**INSTRUCTIONS FOR THE TASK:**
Find each line holding the word "styles" and give the number of such lines, nothing else.

**DATA TO PROCESS:**

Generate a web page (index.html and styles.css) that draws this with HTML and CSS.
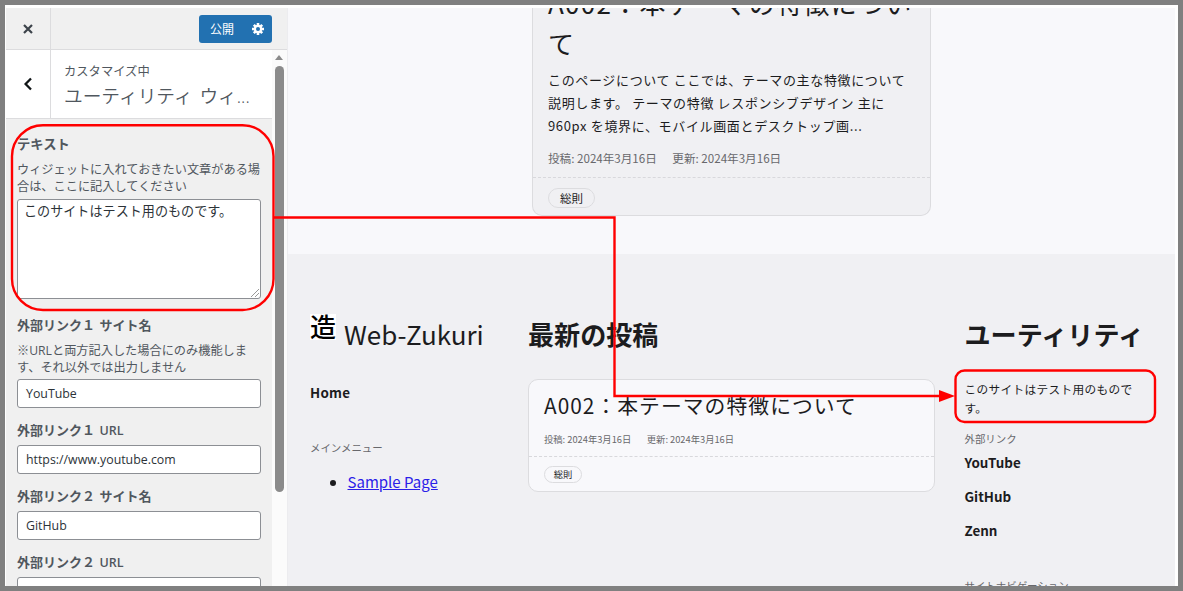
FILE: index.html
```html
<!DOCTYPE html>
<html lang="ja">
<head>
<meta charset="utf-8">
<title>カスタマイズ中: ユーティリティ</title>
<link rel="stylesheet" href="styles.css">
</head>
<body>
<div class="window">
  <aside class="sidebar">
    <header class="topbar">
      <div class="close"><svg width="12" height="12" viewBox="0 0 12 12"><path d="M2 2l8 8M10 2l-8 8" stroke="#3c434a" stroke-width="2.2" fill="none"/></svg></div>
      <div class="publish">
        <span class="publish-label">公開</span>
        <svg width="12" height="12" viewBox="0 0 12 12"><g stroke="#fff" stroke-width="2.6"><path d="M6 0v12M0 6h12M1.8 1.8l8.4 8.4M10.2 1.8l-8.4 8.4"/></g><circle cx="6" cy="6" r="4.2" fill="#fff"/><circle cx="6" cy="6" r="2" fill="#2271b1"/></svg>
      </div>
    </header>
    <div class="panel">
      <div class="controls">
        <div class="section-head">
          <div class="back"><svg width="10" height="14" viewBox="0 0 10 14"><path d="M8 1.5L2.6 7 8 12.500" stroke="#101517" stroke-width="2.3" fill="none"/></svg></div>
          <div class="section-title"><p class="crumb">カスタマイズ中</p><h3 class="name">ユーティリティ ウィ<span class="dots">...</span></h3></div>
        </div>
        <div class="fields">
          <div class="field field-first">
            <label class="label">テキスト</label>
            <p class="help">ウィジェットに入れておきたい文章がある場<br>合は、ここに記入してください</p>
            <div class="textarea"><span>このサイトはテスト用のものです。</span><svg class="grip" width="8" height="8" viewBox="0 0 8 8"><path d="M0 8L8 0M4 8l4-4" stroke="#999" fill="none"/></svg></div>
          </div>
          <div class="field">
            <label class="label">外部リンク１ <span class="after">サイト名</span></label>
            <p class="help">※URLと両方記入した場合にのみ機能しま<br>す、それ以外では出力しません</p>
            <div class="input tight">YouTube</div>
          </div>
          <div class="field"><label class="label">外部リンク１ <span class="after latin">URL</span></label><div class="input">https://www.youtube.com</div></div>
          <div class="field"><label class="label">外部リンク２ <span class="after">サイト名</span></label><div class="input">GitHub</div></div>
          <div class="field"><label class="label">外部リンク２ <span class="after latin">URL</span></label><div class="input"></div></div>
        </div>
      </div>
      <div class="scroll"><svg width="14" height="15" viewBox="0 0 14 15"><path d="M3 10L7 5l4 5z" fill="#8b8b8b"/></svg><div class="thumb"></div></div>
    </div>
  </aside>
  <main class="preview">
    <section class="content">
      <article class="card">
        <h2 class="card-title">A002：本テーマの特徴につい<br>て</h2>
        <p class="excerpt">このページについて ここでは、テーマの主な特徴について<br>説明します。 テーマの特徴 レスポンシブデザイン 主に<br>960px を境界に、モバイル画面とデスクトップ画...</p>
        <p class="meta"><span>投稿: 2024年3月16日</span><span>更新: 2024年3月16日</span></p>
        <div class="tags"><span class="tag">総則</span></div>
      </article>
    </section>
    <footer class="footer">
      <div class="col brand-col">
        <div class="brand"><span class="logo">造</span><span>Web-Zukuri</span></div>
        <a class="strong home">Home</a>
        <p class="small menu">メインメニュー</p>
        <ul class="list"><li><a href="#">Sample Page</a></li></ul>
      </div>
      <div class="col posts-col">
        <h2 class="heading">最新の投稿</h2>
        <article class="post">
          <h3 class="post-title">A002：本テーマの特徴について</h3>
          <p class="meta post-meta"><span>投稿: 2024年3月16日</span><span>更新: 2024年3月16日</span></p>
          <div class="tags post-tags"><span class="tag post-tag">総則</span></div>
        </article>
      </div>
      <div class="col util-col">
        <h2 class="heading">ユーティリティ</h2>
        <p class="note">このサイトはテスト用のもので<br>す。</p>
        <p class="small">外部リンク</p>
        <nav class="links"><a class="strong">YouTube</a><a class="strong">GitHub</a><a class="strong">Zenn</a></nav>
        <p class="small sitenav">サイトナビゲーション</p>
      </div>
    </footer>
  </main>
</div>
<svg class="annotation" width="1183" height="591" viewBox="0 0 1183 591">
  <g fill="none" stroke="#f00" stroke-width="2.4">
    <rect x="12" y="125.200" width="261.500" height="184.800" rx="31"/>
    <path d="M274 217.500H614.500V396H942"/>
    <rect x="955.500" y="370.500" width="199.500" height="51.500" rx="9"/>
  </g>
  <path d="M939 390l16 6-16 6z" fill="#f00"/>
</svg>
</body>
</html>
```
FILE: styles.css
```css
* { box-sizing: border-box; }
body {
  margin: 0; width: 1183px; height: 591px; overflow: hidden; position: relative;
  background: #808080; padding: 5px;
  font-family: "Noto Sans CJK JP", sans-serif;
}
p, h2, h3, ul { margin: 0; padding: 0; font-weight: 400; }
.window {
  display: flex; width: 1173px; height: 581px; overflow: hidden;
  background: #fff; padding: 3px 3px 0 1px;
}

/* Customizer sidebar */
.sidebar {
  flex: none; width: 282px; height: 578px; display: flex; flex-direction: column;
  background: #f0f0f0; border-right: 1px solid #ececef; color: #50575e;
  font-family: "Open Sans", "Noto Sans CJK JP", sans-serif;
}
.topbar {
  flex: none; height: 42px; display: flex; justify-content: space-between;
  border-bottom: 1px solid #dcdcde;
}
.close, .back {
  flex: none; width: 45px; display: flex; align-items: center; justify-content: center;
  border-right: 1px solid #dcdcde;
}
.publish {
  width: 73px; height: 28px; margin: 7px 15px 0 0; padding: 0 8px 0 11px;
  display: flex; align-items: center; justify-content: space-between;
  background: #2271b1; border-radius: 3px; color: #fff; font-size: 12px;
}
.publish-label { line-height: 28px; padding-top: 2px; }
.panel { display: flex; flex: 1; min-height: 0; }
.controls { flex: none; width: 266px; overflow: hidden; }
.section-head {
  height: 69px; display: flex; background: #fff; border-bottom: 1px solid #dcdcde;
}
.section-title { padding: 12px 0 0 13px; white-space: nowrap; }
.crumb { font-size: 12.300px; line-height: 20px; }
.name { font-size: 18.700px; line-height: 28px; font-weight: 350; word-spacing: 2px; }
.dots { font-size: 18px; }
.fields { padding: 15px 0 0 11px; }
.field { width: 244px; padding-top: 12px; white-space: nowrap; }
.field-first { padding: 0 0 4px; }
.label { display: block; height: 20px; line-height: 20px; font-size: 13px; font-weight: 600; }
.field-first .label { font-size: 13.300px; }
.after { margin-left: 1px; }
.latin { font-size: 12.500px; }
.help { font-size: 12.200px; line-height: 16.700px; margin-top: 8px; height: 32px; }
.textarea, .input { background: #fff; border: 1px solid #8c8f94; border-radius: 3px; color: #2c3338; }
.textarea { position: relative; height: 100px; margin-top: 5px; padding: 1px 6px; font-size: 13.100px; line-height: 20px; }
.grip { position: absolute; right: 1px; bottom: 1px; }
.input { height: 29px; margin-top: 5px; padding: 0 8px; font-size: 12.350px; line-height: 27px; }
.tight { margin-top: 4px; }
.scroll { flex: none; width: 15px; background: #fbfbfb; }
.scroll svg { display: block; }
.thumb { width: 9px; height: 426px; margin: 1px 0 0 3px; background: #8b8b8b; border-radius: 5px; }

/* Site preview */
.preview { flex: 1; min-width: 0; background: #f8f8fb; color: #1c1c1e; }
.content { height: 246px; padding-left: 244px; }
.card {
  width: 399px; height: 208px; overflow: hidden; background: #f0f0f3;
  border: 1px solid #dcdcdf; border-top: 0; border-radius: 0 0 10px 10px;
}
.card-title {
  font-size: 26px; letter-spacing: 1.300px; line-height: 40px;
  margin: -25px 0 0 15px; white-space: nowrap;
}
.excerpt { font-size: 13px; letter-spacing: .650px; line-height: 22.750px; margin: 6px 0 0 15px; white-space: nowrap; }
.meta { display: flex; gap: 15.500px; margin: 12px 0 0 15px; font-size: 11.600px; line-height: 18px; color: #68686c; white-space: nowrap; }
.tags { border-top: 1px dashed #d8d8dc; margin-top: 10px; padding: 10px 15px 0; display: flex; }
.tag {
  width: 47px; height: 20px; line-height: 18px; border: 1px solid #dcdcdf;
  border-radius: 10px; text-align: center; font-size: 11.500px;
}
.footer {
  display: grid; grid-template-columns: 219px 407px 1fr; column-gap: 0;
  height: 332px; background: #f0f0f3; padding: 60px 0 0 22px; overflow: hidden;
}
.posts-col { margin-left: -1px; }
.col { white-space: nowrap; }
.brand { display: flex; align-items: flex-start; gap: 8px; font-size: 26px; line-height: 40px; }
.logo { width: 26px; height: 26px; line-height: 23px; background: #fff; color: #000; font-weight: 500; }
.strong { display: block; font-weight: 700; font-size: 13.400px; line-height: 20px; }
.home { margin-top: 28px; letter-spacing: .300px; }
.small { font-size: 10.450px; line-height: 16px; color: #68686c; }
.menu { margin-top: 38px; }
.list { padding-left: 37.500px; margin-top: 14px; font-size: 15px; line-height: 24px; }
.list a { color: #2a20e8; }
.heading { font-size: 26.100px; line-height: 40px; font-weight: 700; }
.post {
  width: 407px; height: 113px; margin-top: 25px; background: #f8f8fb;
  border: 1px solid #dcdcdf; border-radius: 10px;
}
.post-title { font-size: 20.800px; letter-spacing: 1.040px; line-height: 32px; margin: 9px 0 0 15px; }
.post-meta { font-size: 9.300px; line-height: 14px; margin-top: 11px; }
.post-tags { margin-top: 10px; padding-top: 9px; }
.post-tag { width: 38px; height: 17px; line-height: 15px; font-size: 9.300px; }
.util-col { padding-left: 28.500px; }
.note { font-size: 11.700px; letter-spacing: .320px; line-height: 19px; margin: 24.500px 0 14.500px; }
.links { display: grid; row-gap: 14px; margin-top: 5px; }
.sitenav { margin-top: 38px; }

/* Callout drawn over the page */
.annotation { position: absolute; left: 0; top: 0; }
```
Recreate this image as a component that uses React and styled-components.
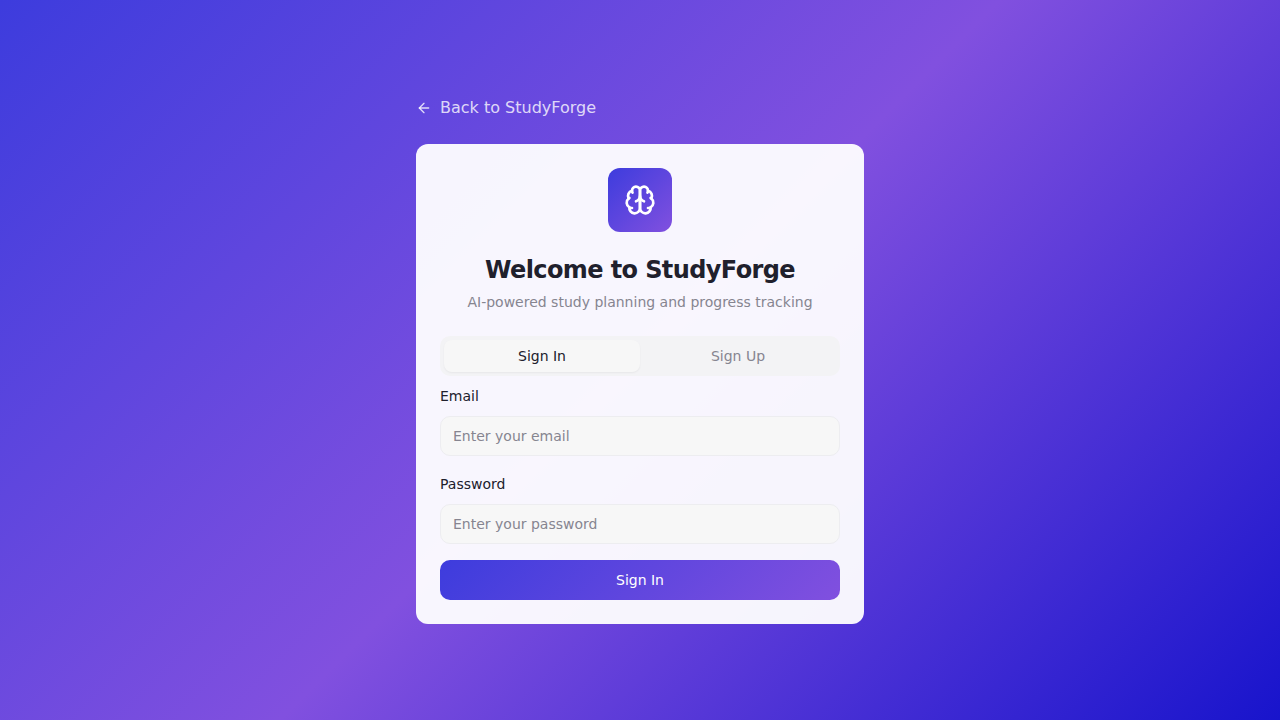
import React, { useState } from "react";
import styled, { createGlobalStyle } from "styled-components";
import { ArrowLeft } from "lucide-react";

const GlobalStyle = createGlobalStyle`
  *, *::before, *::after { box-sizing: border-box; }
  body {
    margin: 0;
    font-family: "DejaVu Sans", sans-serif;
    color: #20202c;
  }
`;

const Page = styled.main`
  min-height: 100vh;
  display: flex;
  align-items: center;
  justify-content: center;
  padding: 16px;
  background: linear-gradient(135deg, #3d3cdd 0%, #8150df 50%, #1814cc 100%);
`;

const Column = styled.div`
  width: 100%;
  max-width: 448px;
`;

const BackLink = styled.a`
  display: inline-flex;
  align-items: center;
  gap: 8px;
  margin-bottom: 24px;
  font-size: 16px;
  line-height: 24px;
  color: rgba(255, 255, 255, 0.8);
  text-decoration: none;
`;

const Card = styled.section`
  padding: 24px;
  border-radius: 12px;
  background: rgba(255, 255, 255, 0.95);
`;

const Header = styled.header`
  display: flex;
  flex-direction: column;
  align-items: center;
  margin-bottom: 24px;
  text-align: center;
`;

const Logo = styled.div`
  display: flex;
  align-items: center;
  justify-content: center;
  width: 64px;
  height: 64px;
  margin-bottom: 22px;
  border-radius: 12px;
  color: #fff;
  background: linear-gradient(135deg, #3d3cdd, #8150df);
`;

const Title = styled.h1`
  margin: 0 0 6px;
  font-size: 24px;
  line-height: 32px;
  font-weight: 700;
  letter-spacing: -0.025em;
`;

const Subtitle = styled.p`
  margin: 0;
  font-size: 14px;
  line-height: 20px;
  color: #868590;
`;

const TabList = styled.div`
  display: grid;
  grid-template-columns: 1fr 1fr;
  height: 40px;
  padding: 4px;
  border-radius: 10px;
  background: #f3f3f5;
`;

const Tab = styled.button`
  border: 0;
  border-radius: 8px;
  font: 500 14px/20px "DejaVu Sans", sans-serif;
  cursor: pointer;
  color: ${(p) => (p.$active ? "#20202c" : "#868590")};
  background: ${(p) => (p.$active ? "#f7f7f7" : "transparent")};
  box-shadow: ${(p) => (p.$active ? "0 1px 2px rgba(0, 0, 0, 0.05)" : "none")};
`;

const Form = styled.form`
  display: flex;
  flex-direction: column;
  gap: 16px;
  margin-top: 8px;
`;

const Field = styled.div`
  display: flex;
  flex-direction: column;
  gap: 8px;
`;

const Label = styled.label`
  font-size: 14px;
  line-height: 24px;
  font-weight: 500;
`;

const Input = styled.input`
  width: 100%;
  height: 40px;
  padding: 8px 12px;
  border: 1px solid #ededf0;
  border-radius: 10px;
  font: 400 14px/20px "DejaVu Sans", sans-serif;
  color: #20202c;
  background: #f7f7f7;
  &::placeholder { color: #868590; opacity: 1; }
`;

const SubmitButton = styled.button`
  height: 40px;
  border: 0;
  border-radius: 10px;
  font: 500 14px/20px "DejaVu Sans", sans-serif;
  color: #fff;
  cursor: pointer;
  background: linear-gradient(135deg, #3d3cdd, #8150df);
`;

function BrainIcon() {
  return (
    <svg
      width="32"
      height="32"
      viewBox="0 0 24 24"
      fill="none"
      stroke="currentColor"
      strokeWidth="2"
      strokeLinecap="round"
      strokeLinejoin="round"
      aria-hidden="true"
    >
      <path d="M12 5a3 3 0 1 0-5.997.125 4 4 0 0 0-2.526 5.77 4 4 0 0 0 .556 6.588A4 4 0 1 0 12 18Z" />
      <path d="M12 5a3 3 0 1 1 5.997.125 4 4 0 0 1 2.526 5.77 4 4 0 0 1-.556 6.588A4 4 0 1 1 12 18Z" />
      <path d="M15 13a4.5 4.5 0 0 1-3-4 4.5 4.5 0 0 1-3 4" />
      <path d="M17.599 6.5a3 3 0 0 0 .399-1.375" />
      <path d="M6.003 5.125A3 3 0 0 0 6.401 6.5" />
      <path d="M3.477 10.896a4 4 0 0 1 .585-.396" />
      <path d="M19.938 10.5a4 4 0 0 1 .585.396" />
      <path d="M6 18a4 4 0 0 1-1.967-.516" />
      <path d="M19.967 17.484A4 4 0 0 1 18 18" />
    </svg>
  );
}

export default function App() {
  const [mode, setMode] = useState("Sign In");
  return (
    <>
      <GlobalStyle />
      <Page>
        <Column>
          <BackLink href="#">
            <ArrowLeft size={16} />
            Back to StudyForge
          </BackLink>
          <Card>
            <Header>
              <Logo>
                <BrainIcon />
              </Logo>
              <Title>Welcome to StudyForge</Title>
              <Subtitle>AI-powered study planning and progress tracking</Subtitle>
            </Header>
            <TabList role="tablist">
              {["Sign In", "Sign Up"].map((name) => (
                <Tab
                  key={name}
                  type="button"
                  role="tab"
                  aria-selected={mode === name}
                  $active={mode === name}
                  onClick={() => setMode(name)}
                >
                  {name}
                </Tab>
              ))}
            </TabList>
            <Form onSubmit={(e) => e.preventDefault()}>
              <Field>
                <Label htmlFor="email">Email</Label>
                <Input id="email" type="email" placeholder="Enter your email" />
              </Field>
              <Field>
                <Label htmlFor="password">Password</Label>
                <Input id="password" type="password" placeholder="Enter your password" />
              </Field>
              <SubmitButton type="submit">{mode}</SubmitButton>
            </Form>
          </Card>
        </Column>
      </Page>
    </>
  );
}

**OUTPUT BELOW:**
3